As today almost all of us use HDMI to connect our AV installation HDMI, This article will tell everything you should know about using HDMI over long distances.

Using HDMI over long distances: Today, almost all of us use HDMI to connect our AV installations. A cable between the Blu-ray player and the TV, one between the decoder and the TV or all devices connected to the receiver or home cinema set via HDMI. These devices are often close to each other and can therefore be easily connected with a cable of 1, 2 or 3 meters. But, how do you solve it when you have to bridge longer distances with HDMI?

HDMI over long distances

Suppose you have a beamer in the back of the room and your sources such as the Blu-ray player and the TV decoder are located in the front of the room. Then you quickly need an HDMI cable of 10 meters or more. The HDMI specifications do not specify a maximum length, but the rule of thumb is that 10 meters is about the maximum that you can reliably bridge. Then you also have to use well-shielded and high-quality cable. Especially when you need a lot of bandwidth (for example because you want 4K @ 60fps or even 120 fps in perfect quality), the need for a good cable becomes increasingly important. Due to the enormous amount of data, and the higher chance of loss with a long cable, the chance of ‘sparkles’ (randomly flashing pixels) is much higher. Fortunately, there are other solutions.

Optical HDMI Cables

Where a classic HDMI cable sends an electrical signal via copper wire, optical HDMI cables use fiber optics to transmit a light signal. The conversion takes place, thanks to miniaturization, in the connector itself. As a result, in many cases you will not see any difference with a normal cable. With these cables you can quickly bridge 100m. All the latest HDMI features are supported by these cables. Such as uncompressed images in 8K at 60Hz and 4K at 120Hz. These cables have a bandwidth of 48 Gbps (48 G).

HDMI over Ethernet

If you want to send HDMI signals over great distances, and maybe even send HDMI signals throughout your house, a network with CAT cables (the well-known Ethernet cables) is interesting. The CAT5 to CAT7 cables are already widely used to distribute the internet connection indoors, but you can also use these cables to distribute your audio and video signal.

All you need for this is an HDMI-over-Ethernet extender. There are various extenders (sometimes called extenders or converters) for sale, and depending on the quality and the distance that can be bridged, you pay a few tens to a few hundred euros for this. At the transmitter, an HDMI cable goes in and an ethernet cable (UTP cable) comes out, at the receiver an ethernet cable goes in and an HDMI cable comes out.

HDMI over long distances: Wirelessly transmit audio and video signals

If wired is possible, we choose wired in most cases. This is to ensure that quality is maintained and to minimize the chance of interference. But, if you really want wireless, there are also options. There are various accessories for sale that can wirelessly transmit the audio and video signal over a large distance.

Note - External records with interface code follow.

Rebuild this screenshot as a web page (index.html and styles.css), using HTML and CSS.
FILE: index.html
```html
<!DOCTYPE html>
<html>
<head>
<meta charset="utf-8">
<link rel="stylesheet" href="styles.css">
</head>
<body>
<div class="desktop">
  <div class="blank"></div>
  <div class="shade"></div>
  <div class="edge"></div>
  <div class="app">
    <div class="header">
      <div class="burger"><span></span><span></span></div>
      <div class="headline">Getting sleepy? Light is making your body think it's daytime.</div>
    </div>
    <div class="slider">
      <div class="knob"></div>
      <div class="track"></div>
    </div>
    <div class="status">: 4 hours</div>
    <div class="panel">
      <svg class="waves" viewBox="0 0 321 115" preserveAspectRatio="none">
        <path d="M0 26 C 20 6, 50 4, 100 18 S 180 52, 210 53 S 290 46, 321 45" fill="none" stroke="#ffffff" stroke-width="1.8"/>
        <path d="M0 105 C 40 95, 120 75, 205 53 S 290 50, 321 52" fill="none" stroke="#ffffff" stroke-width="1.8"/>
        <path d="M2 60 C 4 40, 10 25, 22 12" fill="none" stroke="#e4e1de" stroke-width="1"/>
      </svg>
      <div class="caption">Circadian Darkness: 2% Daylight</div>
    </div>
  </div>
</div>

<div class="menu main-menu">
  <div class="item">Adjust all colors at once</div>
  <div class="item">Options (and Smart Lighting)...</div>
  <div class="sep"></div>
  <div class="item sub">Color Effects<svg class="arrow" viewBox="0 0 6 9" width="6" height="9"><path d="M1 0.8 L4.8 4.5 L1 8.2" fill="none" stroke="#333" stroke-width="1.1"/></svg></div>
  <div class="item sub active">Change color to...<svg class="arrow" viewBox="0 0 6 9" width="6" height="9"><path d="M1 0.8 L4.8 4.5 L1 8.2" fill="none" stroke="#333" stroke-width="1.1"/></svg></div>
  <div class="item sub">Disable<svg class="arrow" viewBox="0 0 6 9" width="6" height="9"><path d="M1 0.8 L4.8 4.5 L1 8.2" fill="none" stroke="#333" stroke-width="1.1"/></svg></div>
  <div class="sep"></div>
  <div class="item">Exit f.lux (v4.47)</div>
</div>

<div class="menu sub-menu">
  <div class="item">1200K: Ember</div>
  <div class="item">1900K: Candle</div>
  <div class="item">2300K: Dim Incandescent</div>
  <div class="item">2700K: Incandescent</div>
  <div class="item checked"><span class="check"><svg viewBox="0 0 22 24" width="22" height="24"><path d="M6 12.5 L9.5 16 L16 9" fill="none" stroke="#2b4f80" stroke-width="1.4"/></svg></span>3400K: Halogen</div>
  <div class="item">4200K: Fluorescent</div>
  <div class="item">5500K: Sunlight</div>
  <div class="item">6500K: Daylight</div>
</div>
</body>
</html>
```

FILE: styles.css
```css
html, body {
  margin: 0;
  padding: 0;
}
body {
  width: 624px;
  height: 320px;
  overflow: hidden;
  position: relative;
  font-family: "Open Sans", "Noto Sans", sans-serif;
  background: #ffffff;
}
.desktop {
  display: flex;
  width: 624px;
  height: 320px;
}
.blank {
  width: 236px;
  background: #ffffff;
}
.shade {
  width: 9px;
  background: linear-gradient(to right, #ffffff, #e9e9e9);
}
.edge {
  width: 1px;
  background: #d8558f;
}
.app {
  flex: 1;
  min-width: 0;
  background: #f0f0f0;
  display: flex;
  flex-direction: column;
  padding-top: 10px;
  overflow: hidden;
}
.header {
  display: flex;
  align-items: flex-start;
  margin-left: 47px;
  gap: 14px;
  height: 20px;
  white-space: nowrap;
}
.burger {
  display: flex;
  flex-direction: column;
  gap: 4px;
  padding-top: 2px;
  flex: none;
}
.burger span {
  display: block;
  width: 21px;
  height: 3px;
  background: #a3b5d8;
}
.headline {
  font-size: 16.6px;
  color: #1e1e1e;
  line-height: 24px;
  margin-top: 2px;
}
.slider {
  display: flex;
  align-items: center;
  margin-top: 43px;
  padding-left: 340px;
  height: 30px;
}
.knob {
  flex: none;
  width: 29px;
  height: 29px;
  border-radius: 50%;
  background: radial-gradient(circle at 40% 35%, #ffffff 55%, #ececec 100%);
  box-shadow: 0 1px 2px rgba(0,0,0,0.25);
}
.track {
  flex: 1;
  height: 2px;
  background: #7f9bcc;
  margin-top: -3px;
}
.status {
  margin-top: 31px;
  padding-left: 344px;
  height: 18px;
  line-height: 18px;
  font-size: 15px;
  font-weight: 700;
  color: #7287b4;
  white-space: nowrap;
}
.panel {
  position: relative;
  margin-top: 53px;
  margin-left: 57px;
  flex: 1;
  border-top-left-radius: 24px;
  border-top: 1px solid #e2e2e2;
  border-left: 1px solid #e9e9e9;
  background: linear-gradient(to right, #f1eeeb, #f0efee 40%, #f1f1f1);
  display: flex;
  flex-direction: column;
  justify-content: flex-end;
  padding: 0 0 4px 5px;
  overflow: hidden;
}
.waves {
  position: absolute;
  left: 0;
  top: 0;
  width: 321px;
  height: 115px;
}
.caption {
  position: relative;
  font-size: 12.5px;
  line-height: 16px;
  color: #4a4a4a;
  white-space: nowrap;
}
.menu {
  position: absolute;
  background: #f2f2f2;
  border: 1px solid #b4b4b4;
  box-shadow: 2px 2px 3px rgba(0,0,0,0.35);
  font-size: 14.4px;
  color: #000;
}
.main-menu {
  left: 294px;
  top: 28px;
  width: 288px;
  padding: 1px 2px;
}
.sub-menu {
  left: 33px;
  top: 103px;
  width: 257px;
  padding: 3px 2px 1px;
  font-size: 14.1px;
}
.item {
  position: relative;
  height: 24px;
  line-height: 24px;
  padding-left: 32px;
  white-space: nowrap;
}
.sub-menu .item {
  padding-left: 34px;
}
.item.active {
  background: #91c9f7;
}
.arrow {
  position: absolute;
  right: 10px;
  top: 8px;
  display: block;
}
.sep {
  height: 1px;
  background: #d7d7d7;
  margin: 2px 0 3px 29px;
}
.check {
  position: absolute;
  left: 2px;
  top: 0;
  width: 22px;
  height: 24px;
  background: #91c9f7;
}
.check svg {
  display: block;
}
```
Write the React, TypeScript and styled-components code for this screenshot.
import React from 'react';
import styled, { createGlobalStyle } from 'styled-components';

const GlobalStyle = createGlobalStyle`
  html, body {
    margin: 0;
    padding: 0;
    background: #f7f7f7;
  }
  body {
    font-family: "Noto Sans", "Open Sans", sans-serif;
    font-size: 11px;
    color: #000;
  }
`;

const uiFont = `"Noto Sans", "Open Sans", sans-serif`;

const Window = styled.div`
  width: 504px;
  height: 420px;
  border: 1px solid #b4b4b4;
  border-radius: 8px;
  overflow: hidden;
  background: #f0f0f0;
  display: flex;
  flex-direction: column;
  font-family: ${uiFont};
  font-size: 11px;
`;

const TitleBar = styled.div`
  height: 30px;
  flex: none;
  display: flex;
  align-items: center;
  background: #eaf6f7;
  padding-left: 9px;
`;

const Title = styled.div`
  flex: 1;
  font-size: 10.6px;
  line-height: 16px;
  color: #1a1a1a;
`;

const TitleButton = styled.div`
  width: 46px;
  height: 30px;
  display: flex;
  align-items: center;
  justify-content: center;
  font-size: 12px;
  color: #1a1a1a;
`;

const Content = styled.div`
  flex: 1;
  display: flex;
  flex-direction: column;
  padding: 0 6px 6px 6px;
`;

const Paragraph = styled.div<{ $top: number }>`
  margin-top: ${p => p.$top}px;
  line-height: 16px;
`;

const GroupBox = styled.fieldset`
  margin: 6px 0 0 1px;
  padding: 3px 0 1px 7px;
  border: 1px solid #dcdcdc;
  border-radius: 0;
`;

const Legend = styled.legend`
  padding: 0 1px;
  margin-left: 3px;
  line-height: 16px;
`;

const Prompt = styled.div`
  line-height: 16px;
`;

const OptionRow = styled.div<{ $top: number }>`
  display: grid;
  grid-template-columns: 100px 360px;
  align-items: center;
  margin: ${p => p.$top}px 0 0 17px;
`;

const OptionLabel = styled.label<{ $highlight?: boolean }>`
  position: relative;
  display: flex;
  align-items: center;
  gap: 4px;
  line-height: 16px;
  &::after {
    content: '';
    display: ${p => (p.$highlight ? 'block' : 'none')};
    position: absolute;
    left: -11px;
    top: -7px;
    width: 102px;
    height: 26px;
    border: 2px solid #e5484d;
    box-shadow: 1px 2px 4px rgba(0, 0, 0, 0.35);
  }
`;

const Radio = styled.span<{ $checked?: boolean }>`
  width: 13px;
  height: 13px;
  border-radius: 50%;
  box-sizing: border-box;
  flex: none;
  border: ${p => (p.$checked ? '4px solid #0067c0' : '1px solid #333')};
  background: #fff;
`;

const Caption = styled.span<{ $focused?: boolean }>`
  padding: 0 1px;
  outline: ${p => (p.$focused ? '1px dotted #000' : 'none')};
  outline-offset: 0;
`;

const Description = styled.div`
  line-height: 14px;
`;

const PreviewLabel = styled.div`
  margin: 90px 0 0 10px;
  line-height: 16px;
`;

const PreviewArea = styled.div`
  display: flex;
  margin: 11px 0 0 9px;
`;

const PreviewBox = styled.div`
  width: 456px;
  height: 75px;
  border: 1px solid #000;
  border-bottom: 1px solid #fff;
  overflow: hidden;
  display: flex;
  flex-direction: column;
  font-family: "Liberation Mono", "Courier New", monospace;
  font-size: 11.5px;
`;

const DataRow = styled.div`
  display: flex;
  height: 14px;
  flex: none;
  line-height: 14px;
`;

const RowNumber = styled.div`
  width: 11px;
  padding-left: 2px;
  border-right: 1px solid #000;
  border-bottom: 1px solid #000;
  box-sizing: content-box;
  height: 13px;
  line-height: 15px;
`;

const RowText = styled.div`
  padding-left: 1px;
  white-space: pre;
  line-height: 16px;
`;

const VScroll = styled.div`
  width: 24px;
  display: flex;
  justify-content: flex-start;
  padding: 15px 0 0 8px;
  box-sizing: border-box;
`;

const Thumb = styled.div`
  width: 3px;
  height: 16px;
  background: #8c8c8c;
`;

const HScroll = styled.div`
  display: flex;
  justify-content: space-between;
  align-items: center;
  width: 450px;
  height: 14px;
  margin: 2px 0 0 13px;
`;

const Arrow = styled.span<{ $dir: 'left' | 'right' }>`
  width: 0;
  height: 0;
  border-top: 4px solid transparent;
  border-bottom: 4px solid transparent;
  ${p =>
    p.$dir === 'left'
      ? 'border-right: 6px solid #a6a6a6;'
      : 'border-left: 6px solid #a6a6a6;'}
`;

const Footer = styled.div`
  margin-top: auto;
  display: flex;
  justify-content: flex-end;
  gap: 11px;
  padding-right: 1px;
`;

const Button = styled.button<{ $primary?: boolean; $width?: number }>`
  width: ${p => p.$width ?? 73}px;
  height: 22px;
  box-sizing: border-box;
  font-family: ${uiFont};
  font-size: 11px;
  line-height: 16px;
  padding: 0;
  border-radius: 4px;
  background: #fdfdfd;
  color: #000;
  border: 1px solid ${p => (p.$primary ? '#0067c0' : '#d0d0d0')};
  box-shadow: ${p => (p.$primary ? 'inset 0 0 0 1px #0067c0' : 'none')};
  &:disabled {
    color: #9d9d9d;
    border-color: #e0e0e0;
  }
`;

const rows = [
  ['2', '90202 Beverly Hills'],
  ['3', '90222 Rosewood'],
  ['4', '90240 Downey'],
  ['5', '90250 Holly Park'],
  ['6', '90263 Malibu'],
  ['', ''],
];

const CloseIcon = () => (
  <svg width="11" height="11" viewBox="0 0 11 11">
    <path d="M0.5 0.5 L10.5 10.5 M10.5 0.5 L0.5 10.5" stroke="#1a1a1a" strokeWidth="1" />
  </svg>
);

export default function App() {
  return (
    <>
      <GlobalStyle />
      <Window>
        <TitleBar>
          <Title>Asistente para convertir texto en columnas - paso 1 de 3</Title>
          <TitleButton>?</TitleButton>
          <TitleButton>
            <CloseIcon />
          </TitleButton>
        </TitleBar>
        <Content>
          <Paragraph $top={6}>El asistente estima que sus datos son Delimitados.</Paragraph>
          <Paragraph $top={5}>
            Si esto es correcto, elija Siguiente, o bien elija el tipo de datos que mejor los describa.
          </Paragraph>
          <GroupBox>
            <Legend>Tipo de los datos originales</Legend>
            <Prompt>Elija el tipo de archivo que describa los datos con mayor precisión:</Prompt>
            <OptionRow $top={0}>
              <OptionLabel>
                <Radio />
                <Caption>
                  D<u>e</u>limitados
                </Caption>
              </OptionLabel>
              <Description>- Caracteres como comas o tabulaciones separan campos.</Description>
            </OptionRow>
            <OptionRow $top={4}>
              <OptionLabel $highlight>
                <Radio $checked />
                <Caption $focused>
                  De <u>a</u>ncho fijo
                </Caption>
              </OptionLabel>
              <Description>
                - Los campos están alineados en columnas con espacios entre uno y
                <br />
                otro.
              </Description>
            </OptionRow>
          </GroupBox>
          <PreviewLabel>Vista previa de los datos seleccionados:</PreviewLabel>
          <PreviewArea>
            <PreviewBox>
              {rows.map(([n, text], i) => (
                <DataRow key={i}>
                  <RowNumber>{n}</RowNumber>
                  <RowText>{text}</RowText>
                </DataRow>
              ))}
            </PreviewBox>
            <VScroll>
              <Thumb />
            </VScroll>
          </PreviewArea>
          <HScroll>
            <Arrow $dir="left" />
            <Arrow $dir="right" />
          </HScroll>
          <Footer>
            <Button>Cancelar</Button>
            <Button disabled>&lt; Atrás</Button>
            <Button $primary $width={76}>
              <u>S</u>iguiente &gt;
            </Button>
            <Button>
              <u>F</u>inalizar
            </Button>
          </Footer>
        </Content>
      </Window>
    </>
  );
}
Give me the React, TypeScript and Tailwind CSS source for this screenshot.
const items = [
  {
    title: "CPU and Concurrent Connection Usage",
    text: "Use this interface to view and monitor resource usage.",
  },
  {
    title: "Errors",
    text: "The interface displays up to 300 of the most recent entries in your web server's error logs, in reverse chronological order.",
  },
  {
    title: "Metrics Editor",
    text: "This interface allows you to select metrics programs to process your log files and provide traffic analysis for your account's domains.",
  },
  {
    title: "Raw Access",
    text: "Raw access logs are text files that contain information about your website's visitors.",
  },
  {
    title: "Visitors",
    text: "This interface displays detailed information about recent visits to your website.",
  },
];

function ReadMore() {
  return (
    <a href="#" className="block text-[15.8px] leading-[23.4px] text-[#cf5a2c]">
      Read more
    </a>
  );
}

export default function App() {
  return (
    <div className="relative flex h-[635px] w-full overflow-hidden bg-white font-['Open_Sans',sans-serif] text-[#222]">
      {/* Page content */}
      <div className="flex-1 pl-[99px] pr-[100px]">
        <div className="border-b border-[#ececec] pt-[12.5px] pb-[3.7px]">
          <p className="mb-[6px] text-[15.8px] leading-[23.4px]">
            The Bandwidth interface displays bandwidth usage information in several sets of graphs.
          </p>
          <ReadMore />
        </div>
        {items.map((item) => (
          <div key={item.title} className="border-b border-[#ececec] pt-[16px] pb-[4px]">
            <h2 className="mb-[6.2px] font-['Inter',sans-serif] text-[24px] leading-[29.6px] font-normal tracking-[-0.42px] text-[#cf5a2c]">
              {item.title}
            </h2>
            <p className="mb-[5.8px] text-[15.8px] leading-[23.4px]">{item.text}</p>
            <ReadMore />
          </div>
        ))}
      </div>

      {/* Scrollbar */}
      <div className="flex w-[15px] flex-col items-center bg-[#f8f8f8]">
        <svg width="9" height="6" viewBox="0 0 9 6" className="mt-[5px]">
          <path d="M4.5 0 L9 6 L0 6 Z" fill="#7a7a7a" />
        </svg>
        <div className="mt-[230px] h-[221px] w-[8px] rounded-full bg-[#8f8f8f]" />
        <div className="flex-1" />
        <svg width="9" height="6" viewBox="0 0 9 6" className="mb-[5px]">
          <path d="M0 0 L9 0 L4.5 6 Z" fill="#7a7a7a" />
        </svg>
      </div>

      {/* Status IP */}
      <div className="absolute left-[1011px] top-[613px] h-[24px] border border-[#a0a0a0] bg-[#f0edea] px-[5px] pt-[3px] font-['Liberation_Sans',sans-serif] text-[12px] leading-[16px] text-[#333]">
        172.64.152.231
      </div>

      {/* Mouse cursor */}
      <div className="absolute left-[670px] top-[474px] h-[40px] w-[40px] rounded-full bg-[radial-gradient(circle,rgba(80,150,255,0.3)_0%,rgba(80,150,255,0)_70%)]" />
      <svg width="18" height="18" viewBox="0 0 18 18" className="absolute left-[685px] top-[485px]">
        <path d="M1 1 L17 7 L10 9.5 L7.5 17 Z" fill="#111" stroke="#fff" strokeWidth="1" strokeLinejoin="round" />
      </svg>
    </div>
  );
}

The products that can wirelessly transmit an HDMI signal from the source to the receiver are often a lot more expensive than the other solutions, and the range is also lower because it is wireless. For example, Marmitek has a wireless solution that costs you almost 300 euros and gives you a maximum range of 10 meters (in the field of view). The operation is quite simple; you connect the source, for example a Blu-ray player, to the transmitter using a short cable. This transmits the signal wirelessly to the receiver, which is connected directly to the display or via a short cable.

In addition, a number of standards for the wireless transmission of images and sound have been worked on for years. Two of the better known standards are WHDI and Wireless HD (WiHD)† Although progress is being made in terms of laptops and computers, we hardly see these standards in the AV world. It is still waiting for widely accepted and implemented standards to transmit audio and images in high quality and over great distances.

Incidentally, there are of course standards such as AirPlay 2 and Google Cast with which audio and video can be streamed from a (mobile) device to a television or other display. No HDMI is involved here, but the quality is therefore lower and various features and properties that HDMI does support are not supported with these wireless protocols.